_TASK_
Reproduce the records below in full and exactly, without their images.

#### WORKING DATA

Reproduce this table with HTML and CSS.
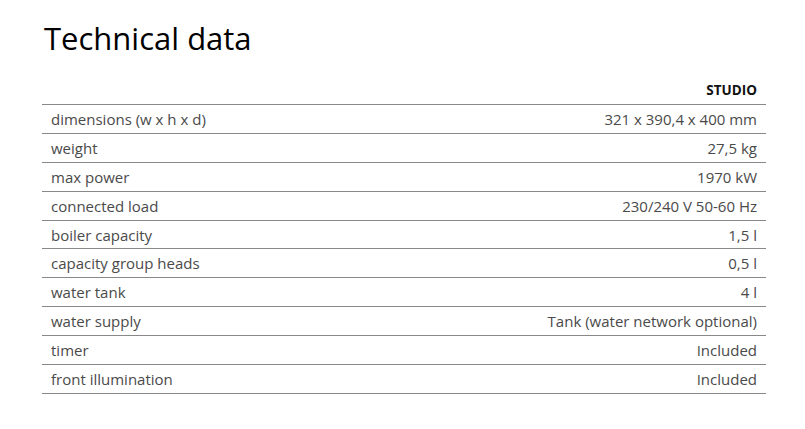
FILE: index.html
```html
<!DOCTYPE html>
<html>
<head>
<meta charset="utf-8">
<link rel="stylesheet" href="styles.css">
</head>
<body>
<div class="page">
  <h1 class="title">Technical data</h1>
  <table class="spec">
    <thead>
      <tr><th></th><th class="model">STUDIO</th></tr>
    </thead>
    <tbody>
      <tr><td>dimensions (w x h x d)</td><td class="val">321 x 390,4 x 400 mm</td></tr>
      <tr><td>weight</td><td class="val">27,5 kg</td></tr>
      <tr><td>max power</td><td class="val">1970 kW</td></tr>
      <tr><td>connected load</td><td class="val">230/240 V 50-60 Hz</td></tr>
      <tr><td>boiler capacity</td><td class="val">1,5 l</td></tr>
      <tr><td>capacity group heads</td><td class="val">0,5 l</td></tr>
      <tr><td>water tank</td><td class="val">4 l</td></tr>
      <tr><td>water supply</td><td class="val">Tank (water network optional)</td></tr>
      <tr><td>timer</td><td class="val">Included</td></tr>
      <tr><td>front illumination</td><td class="val">Included</td></tr>
    </tbody>
  </table>
</div>
</body>
</html>
```
FILE: styles.css
```css
html, body {
  margin: 0;
  padding: 0;
  background: #fff;
}
.page {
  padding: 18px 0 0 42px;
  width: 724px;
  font-family: "Open Sans", "Liberation Sans", sans-serif;
}
.title {
  margin: 0 0 0 2px;
  font-family: "Open Sans", sans-serif;
  font-weight: 500;
  font-size: 31px;
  line-height: 40px;
  color: #000;
  letter-spacing: 0;
}
.spec {
  margin-top: 18px;
  width: 724px;
  border-collapse: collapse;
  font-size: 15px;
  color: #4a4a4a;
}
.spec th {
  height: 28px;
  padding: 0 9px;
  text-align: right;
  font-weight: 700;
  color: #111;
  font-size: 13.5px;
  border-bottom: 1px solid #888;
}
.spec td {
  height: 27.9px;
  padding: 0 9px;
  border-bottom: 1px solid #888;
}
.spec td.val {
  text-align: right;
}
```
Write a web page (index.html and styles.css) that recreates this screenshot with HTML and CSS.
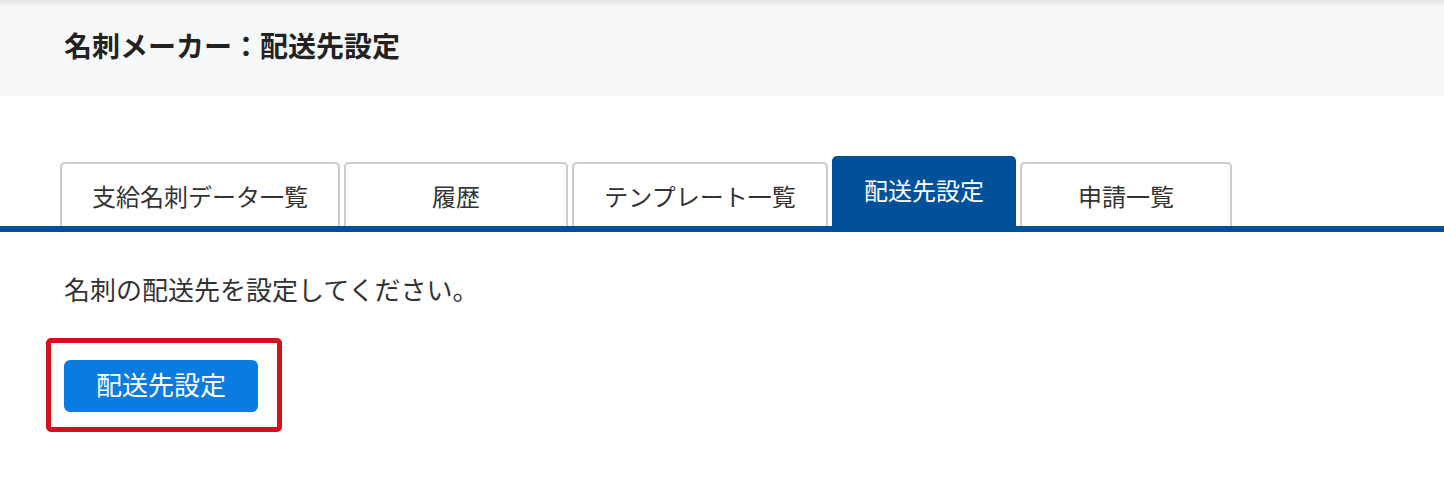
FILE: index.html
```html
<!DOCTYPE html>
<html lang="ja">
<head>
    <meta charset="UTF-8">
    <meta name="viewport" content="width=device-width, initial-scale=1.0">
    <title>名刺メーカー：配送先設定</title>
    <link rel="stylesheet" href="styles.css">
</head>
<body>
    <header class="page-header">
        <h1>名刺メーカー：配送先設定</h1>
    </header>

    <nav class="tabs">
        <a class="tab tab-list" href="#">支給名刺データ一覧</a>
        <a class="tab tab-history" href="#">履歴</a>
        <a class="tab tab-template" href="#">テンプレート一覧</a>
        <a class="tab tab-delivery active" href="#">配送先設定</a>
        <a class="tab tab-request" href="#">申請一覧</a>
    </nav>

    <div class="content">
        <p class="lead">名刺の配送先を設定してください。</p>

        <!-- 強調枠 -->
        <div class="highlight">
            <button class="btn-primary">配送先設定</button>
        </div>
    </div>
</body>
</html>
```

FILE: styles.css
```css
body {
    margin: 0;
    font-family: "Noto Sans CJK JP", "Noto Sans", sans-serif;
    color: #333;
    background: #fff;
}
.page-header {
    height: 96px;
    display: flex;
    align-items: center;
    padding: 0 0 6px 64px;
    box-sizing: border-box;
    background: #f7f8fa;
    box-shadow: inset 0 10px 8px -8px rgba(0,0,0,0.12);
}
.page-header h1 {
    margin: 0;
    font-size: 28px;
    font-weight: bold;
    color: #222;
}
.tabs {
    display: flex;
    align-items: flex-end;
    gap: 4px;
    margin-top: 60px;
    padding-left: 60px;
    border-bottom: 6px solid #00509a;
}
.tab {
    display: flex;
    align-items: center;
    justify-content: center;
    height: 64px;
    box-sizing: border-box;
    border: 2px solid #cccccc;
    border-bottom: none;
    border-radius: 5px 5px 0 0;
    font-size: 24px;
    color: #333;
    text-decoration: none;
    background: #fff;
}
.tab-list { width: 280px; }
.tab-history { width: 224px; }
.tab-template { width: 256px; }
.tab-delivery { width: 184px; }
.tab-request { width: 212px; }
.tab.active {
    height: 70px;
    border-color: #00509a;
    background: #00509a;
    color: #fff;
    padding-bottom: 6px;
}
.content {
    padding: 0 64px;
}
.lead {
    margin: 37px 0 30px;
    font-size: 26px;
    line-height: 39px;
}
.highlight {
    display: inline-block;
    margin-left: -18px;
    padding: 17px 19px 15px 13px;
    border: 5px solid #d50f1e;
    border-radius: 5px;
}
.btn-primary {
    display: block;
    width: 194px;
    height: 52px;
    padding: 0 0 5px;
    border: none;
    border-radius: 6px;
    background: #0a7be0;
    color: #fff;
    font-family: inherit;
    font-size: 26px;
    cursor: pointer;
}
```
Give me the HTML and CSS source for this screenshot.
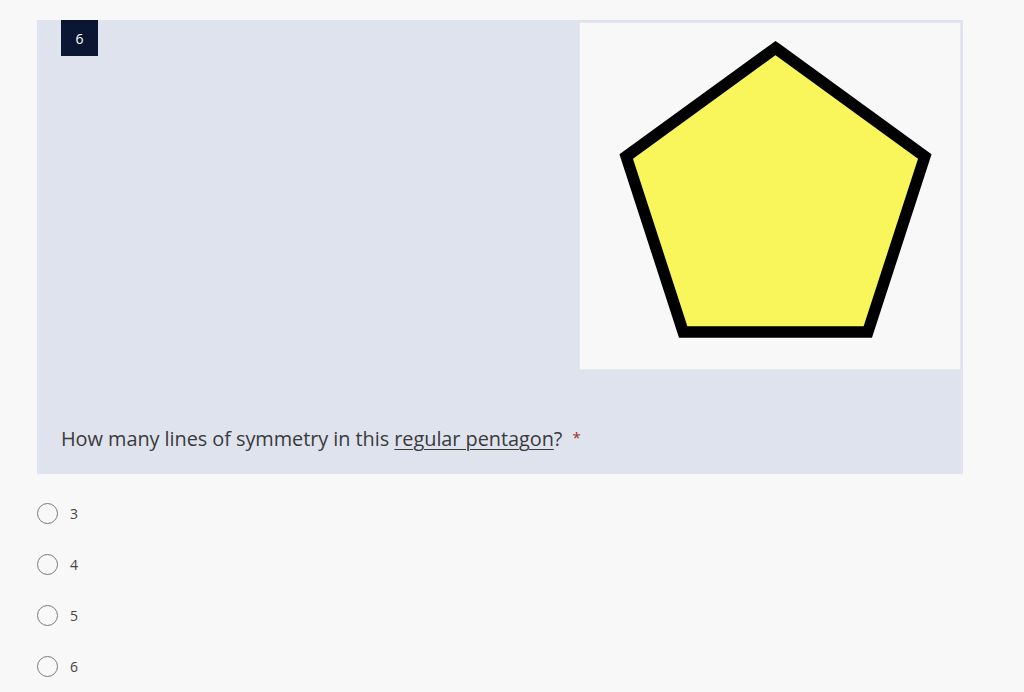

########

_RESULT BELOW_
Reproduce this table with HTML and CSS.
FILE: index.html
```html
<!DOCTYPE html>
<html>
<head>
<meta charset="utf-8">
<link rel="stylesheet" href="styles.css">
</head>
<body>
<div class="page">
  <h1 class="title">Technical data</h1>
  <table class="spec">
    <thead>
      <tr><th></th><th class="model">STUDIO</th></tr>
    </thead>
    <tbody>
      <tr><td>dimensions (w x h x d)</td><td class="val">321 x 390,4 x 400 mm</td></tr>
      <tr><td>weight</td><td class="val">27,5 kg</td></tr>
      <tr><td>max power</td><td class="val">1970 kW</td></tr>
      <tr><td>connected load</td><td class="val">230/240 V 50-60 Hz</td></tr>
      <tr><td>boiler capacity</td><td class="val">1,5 l</td></tr>
      <tr><td>capacity group heads</td><td class="val">0,5 l</td></tr>
      <tr><td>water tank</td><td class="val">4 l</td></tr>
      <tr><td>water supply</td><td class="val">Tank (water network optional)</td></tr>
      <tr><td>timer</td><td class="val">Included</td></tr>
      <tr><td>front illumination</td><td class="val">Included</td></tr>
    </tbody>
  </table>
</div>
</body>
</html>
```
FILE: styles.css
```css
html, body {
  margin: 0;
  padding: 0;
  background: #fff;
}
.page {
  padding: 18px 0 0 42px;
  width: 724px;
  font-family: "Open Sans", "Liberation Sans", sans-serif;
}
.title {
  margin: 0 0 0 2px;
  font-family: "Open Sans", sans-serif;
  font-weight: 500;
  font-size: 31px;
  line-height: 40px;
  color: #000;
  letter-spacing: 0;
}
.spec {
  margin-top: 18px;
  width: 724px;
  border-collapse: collapse;
  font-size: 15px;
  color: #4a4a4a;
}
.spec th {
  height: 28px;
  padding: 0 9px;
  text-align: right;
  font-weight: 700;
  color: #111;
  font-size: 13.5px;
  border-bottom: 1px solid #888;
}
.spec td {
  height: 27.9px;
  padding: 0 9px;
  border-bottom: 1px solid #888;
}
.spec td.val {
  text-align: right;
}
```
Write a web page (index.html and styles.css) that recreates this screenshot with HTML and CSS.
FILE: index.html
```html
<!DOCTYPE html>
<html lang="ja">
<head>
    <meta charset="UTF-8">
    <meta name="viewport" content="width=device-width, initial-scale=1.0">
    <title>名刺メーカー：配送先設定</title>
    <link rel="stylesheet" href="styles.css">
</head>
<body>
    <header class="page-header">
        <h1>名刺メーカー：配送先設定</h1>
    </header>

    <nav class="tabs">
        <a class="tab tab-list" href="#">支給名刺データ一覧</a>
        <a class="tab tab-history" href="#">履歴</a>
        <a class="tab tab-template" href="#">テンプレート一覧</a>
        <a class="tab tab-delivery active" href="#">配送先設定</a>
        <a class="tab tab-request" href="#">申請一覧</a>
    </nav>

    <div class="content">
        <p class="lead">名刺の配送先を設定してください。</p>

        <!-- 強調枠 -->
        <div class="highlight">
            <button class="btn-primary">配送先設定</button>
        </div>
    </div>
</body>
</html>
```

FILE: styles.css
```css
body {
    margin: 0;
    font-family: "Noto Sans CJK JP", "Noto Sans", sans-serif;
    color: #333;
    background: #fff;
}
.page-header {
    height: 96px;
    display: flex;
    align-items: center;
    padding: 0 0 6px 64px;
    box-sizing: border-box;
    background: #f7f8fa;
    box-shadow: inset 0 10px 8px -8px rgba(0,0,0,0.12);
}
.page-header h1 {
    margin: 0;
    font-size: 28px;
    font-weight: bold;
    color: #222;
}
.tabs {
    display: flex;
    align-items: flex-end;
    gap: 4px;
    margin-top: 60px;
    padding-left: 60px;
    border-bottom: 6px solid #00509a;
}
.tab {
    display: flex;
    align-items: center;
    justify-content: center;
    height: 64px;
    box-sizing: border-box;
    border: 2px solid #cccccc;
    border-bottom: none;
    border-radius: 5px 5px 0 0;
    font-size: 24px;
    color: #333;
    text-decoration: none;
    background: #fff;
}
.tab-list { width: 280px; }
.tab-history { width: 224px; }
.tab-template { width: 256px; }
.tab-delivery { width: 184px; }
.tab-request { width: 212px; }
.tab.active {
    height: 70px;
    border-color: #00509a;
    background: #00509a;
    color: #fff;
    padding-bottom: 6px;
}
.content {
    padding: 0 64px;
}
.lead {
    margin: 37px 0 30px;
    font-size: 26px;
    line-height: 39px;
}
.highlight {
    display: inline-block;
    margin-left: -18px;
    padding: 17px 19px 15px 13px;
    border: 5px solid #d50f1e;
    border-radius: 5px;
}
.btn-primary {
    display: block;
    width: 194px;
    height: 52px;
    padding: 0 0 5px;
    border: none;
    border-radius: 6px;
    background: #0a7be0;
    color: #fff;
    font-family: inherit;
    font-size: 26px;
    cursor: pointer;
}
```
Give me the HTML and CSS source for this screenshot.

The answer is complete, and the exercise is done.